* **Stated goal**
Exactly as written, quote every line that follows, skipping the images.

* **Source excerpt**
_ _ _

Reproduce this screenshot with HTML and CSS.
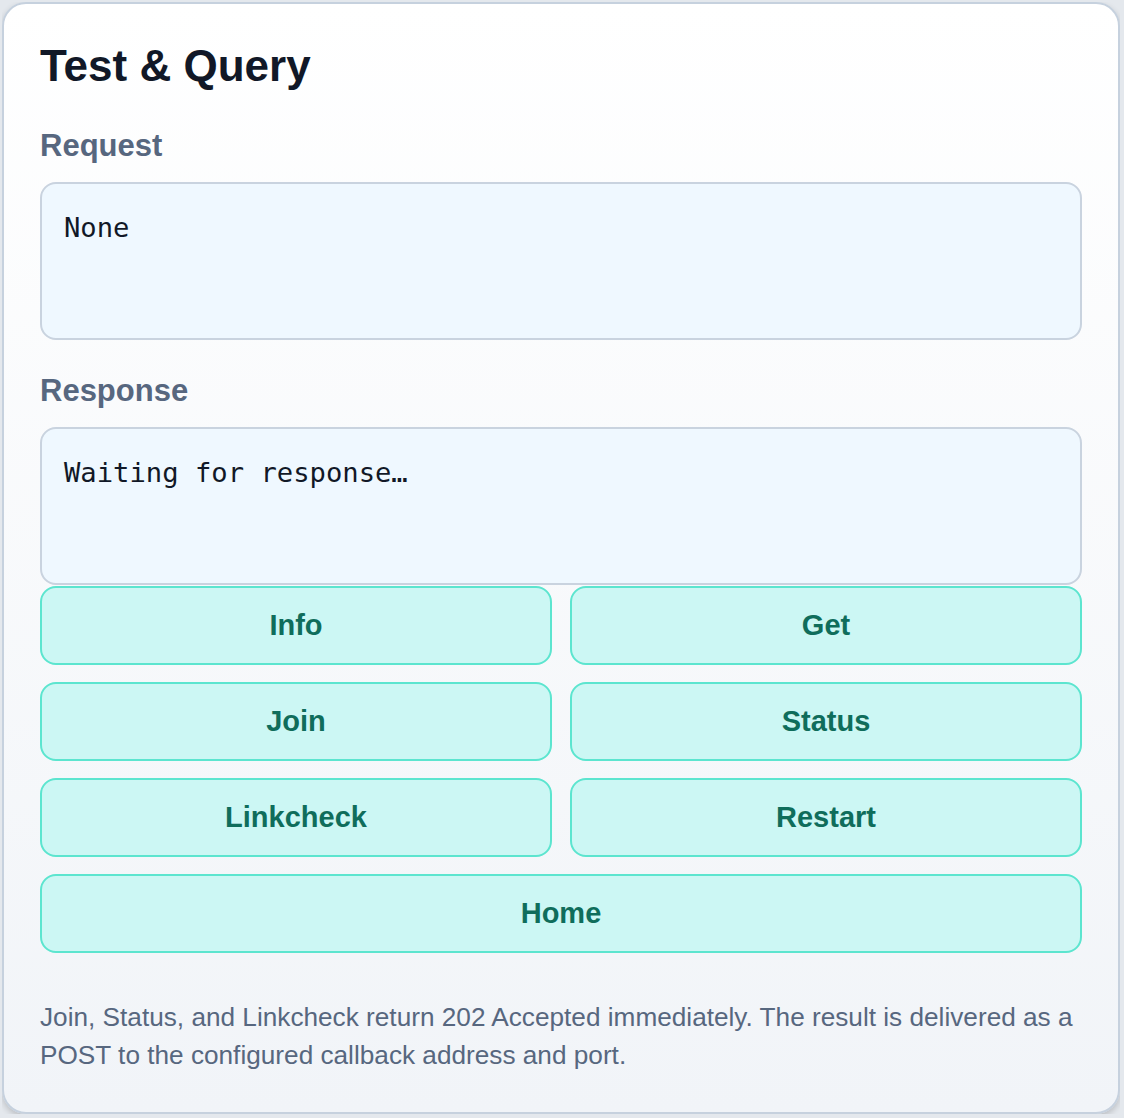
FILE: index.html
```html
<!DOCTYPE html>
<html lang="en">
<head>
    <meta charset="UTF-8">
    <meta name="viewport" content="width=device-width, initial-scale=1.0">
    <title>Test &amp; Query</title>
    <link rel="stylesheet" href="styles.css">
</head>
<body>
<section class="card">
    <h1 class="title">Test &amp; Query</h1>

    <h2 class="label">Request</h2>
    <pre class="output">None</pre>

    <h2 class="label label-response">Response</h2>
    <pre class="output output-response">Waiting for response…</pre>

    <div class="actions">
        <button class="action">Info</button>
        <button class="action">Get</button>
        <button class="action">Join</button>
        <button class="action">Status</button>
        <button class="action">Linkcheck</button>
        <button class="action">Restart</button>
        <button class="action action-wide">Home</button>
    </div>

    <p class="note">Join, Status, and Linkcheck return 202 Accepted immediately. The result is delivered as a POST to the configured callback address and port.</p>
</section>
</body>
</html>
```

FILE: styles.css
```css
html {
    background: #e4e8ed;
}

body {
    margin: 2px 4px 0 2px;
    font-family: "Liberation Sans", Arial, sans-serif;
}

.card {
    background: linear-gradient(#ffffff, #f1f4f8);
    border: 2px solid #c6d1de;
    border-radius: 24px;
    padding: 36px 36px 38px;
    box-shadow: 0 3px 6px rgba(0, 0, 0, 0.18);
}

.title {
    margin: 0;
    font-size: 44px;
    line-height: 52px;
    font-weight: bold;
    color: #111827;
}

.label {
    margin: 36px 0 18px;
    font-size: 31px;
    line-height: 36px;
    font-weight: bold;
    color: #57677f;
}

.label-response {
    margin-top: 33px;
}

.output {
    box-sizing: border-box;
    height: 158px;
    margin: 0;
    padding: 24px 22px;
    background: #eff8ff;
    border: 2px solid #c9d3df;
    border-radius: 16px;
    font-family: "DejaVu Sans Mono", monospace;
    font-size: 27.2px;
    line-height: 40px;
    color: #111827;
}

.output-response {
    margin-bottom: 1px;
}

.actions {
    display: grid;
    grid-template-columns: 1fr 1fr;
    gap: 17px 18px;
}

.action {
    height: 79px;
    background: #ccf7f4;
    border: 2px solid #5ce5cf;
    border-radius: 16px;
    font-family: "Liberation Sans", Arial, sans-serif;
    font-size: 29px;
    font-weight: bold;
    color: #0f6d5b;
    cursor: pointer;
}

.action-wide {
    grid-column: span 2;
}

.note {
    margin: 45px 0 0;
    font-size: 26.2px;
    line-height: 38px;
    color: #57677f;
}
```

_ _ _

* **Completed exercise**
Reproduce this screenshot with HTML and CSS.
FILE: index.html
```html
<!DOCTYPE html>
<html lang="en">
<head>
    <meta charset="UTF-8">
    <meta name="viewport" content="width=device-width, initial-scale=1.0">
    <title>Test &amp; Query</title>
    <link rel="stylesheet" href="styles.css">
</head>
<body>
<section class="card">
    <h1 class="title">Test &amp; Query</h1>

    <h2 class="label">Request</h2>
    <pre class="output">None</pre>

    <h2 class="label label-response">Response</h2>
    <pre class="output output-response">Waiting for response…</pre>

    <div class="actions">
        <button class="action">Info</button>
        <button class="action">Get</button>
        <button class="action">Join</button>
        <button class="action">Status</button>
        <button class="action">Linkcheck</button>
        <button class="action">Restart</button>
        <button class="action action-wide">Home</button>
    </div>

    <p class="note">Join, Status, and Linkcheck return 202 Accepted immediately. The result is delivered as a POST to the configured callback address and port.</p>
</section>
</body>
</html>
```

FILE: styles.css
```css
html {
    background: #e4e8ed;
}

body {
    margin: 2px 4px 0 2px;
    font-family: "Liberation Sans", Arial, sans-serif;
}

.card {
    background: linear-gradient(#ffffff, #f1f4f8);
    border: 2px solid #c6d1de;
    border-radius: 24px;
    padding: 36px 36px 38px;
    box-shadow: 0 3px 6px rgba(0, 0, 0, 0.18);
}

.title {
    margin: 0;
    font-size: 44px;
    line-height: 52px;
    font-weight: bold;
    color: #111827;
}

.label {
    margin: 36px 0 18px;
    font-size: 31px;
    line-height: 36px;
    font-weight: bold;
    color: #57677f;
}

.label-response {
    margin-top: 33px;
}

.output {
    box-sizing: border-box;
    height: 158px;
    margin: 0;
    padding: 24px 22px;
    background: #eff8ff;
    border: 2px solid #c9d3df;
    border-radius: 16px;
    font-family: "DejaVu Sans Mono", monospace;
    font-size: 27.2px;
    line-height: 40px;
    color: #111827;
}

.output-response {
    margin-bottom: 1px;
}

.actions {
    display: grid;
    grid-template-columns: 1fr 1fr;
    gap: 17px 18px;
}

.action {
    height: 79px;
    background: #ccf7f4;
    border: 2px solid #5ce5cf;
    border-radius: 16px;
    font-family: "Liberation Sans", Arial, sans-serif;
    font-size: 29px;
    font-weight: bold;
    color: #0f6d5b;
    cursor: pointer;
}

.action-wide {
    grid-column: span 2;
}

.note {
    margin: 45px 0 0;
    font-size: 26.2px;
    line-height: 38px;
    color: #57677f;
}
```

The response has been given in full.